1999_02_february_senate fix

Senator Helen Coonan has isolated the problem; but her solution misses the point.

Senator Coonan, the deputy government whip in the Senate, put forward last week a very thoughtful speech about the minor parties having too much power in the Senate. She is right. They do have too much power. As it happens, the Howard Government’s experience is the first to reveal the severe constitutional problems of the present arrangements. Proportional representation in 1948 gave minor parties the first chance to get representation in the Senate. And a good thing too. As Coonan recognised they have a legitimate role. In 1984 the size of the Senate was increased, as the Constitution requires, to accommodate an increase in the size of the House of Representatives. Since then there have been 12 senators per state, requiring a quota of 14.3 per cent of the vote (after preferences have been distributed)_ to get a seat. In practice, some candidates with fewer than 8 per cent of the primary vote have got seats.

Since 1984 minor parties and independents have always held the balance of power and under present arrangements they always will. From 1984 to 1996 the minor parties, dominated by the Democrats and Greens had a philosophical affinity with Labor, so the Labor Government was not fundamentally frustrated by them. Even so, Labor screamed about the slightest amendment to its will. Prime Minister Paul Keating described the Senate as unrepresentative swill, when he didn’t get his way. The Howard Government has had a rougher trot. Although numerically nearly all its Bills have got through unscathed, big ticket items have been knocked back, at it is the big-ticket items that count.
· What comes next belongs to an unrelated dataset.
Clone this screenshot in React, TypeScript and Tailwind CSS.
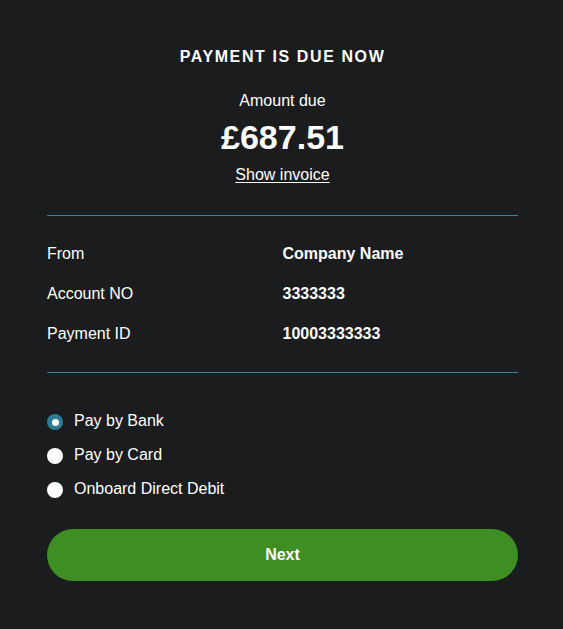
import React from "react";

const details = [
  { label: "From", value: "Company Name" },
  { label: "Account NO", value: "3333333" },
  { label: "Payment ID", value: "10003333333" },
];

const options = ["Pay by Bank", "Pay by Card", "Onboard Direct Debit"];

const Radio: React.FC<{ checked?: boolean }> = ({ checked }) =>
  checked ? (
    <span className="flex items-center justify-center w-4 h-4 rounded-full bg-[#2e7c94] shrink-0">
      <span className="w-[7px] h-[7px] rounded-full bg-white" />
    </span>
  ) : (
    <span className="w-4 h-4 rounded-full bg-white shrink-0" />
  );

export default function App() {
  return (
    <div
      className="w-[563px] min-h-[629px] bg-[#1b1c1e] text-white pl-[47px] pr-[45px] pt-[45px] pb-[48px]"
      style={{ fontFamily: '"Liberation Sans", Arial, sans-serif' }}
    >
      <div className="flex flex-col items-center">
        <h2 className="text-base leading-6 font-bold tracking-[0.1em]">PAYMENT IS DUE NOW</h2>
        <p className="mt-[20px] text-base leading-6">Amount due</p>
        <p className="mt-1 text-[34px] leading-10 font-bold">£687.51</p>
        <a className="mt-[6px] text-base leading-6 underline underline-offset-2">Show invoice</a>
      </div>

      <div className="mt-[28px] h-px bg-[#2f87a1]" />

      <div className="flex flex-col gap-4 pt-[26px] pb-[26px]">
        {details.map((d) => (
          <div key={d.label} className="grid grid-cols-2 text-base leading-6">
            <span>{d.label}</span>
            <span className="font-bold">{d.value}</span>
          </div>
        ))}
      </div>

      <div className="h-px bg-[#2f87a1]" />

      <div className="flex flex-col gap-[10px] pt-[37px]">
        {options.map((o, i) => (
          <label key={o} className="flex items-center gap-[11px] h-6 text-base leading-6">
            <Radio checked={i === 0} />
            <span className="relative -top-px">{o}</span>
          </label>
        ))}
      </div>

      <button className="mt-[27px] w-full h-[52px] rounded-full bg-[#3d8e23] text-white font-bold text-base">
        Next
      </button>
    </div>
  );
}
The Government’s program for labour-market and tax changes has been frustrated since 1996. It has had to grovel, capitulate and compromise, and even then some items have failed. And many of those that succeeded did so on a knife-edge vote of a defected Labor senator.

Let’s leave aside the fact that the Howard Government got a tad under 50 per cent of two-party preferred vote. Just say it got 51 per cent. Should the Senate still be able to block its legislation on the GST, industrial relations, native title etc.

I think Coonan has got it right. So has Keating, Gareth Evans and Robert Ray. The Senate is no longer a states house, if it ever was. It should be a house of review, but not a house of blockage. It is a house of blockage now. The mechanism provided by the Constitution – a double dissolution – is too cumbersome to break the deadlock. It might have been suitable in 1901 when legislation was not a prevalent as now.

Coonan’s solution is to change the electoral system for the Senate to insist that parties get a quota of first-preference votes before any of their candidates can be elected. She suggested several figures up to 11.4 per cent. This would have chopped a couple of Democrats at the last election. A lot of European countries set such arbitrary quotas.

Coonan’s proposal would undoubtedly cull a few minor candidates, but it is no solution. It could only result in either a major party having a majority on the Senate or, even after culling, minor-party candidates still holding the balance of power. We would still get a tyranny of major or minor parties. We would get either a rubber-stamp Parliament or an obstructionist one. But we need something in between.

I have a different suggestion. Keep the present voting system. But if the Senate knocks back Bills twice, the government should be able to take the Bills to a subsequent election. The voters could judge the Government and the Bills. If the Government is returned the Bills should go through on a vote of the House of Representatives alone.

The Senate could still review, and suggest changes, but ultimately its power would be cut to delaying Bills until the people can view them in their final form.

Incidentally, if this were combined with a removal of the power of the Senate over money Bills, it would enable fixed-term elections of three years for the house of Representatives because there would be no need for early elections to break deadlocks.

Senator Coonan is right about the power of minor parties, but would she agree to a concomitant reduction of the power of the Prime Minister to achieve the end of more stable government?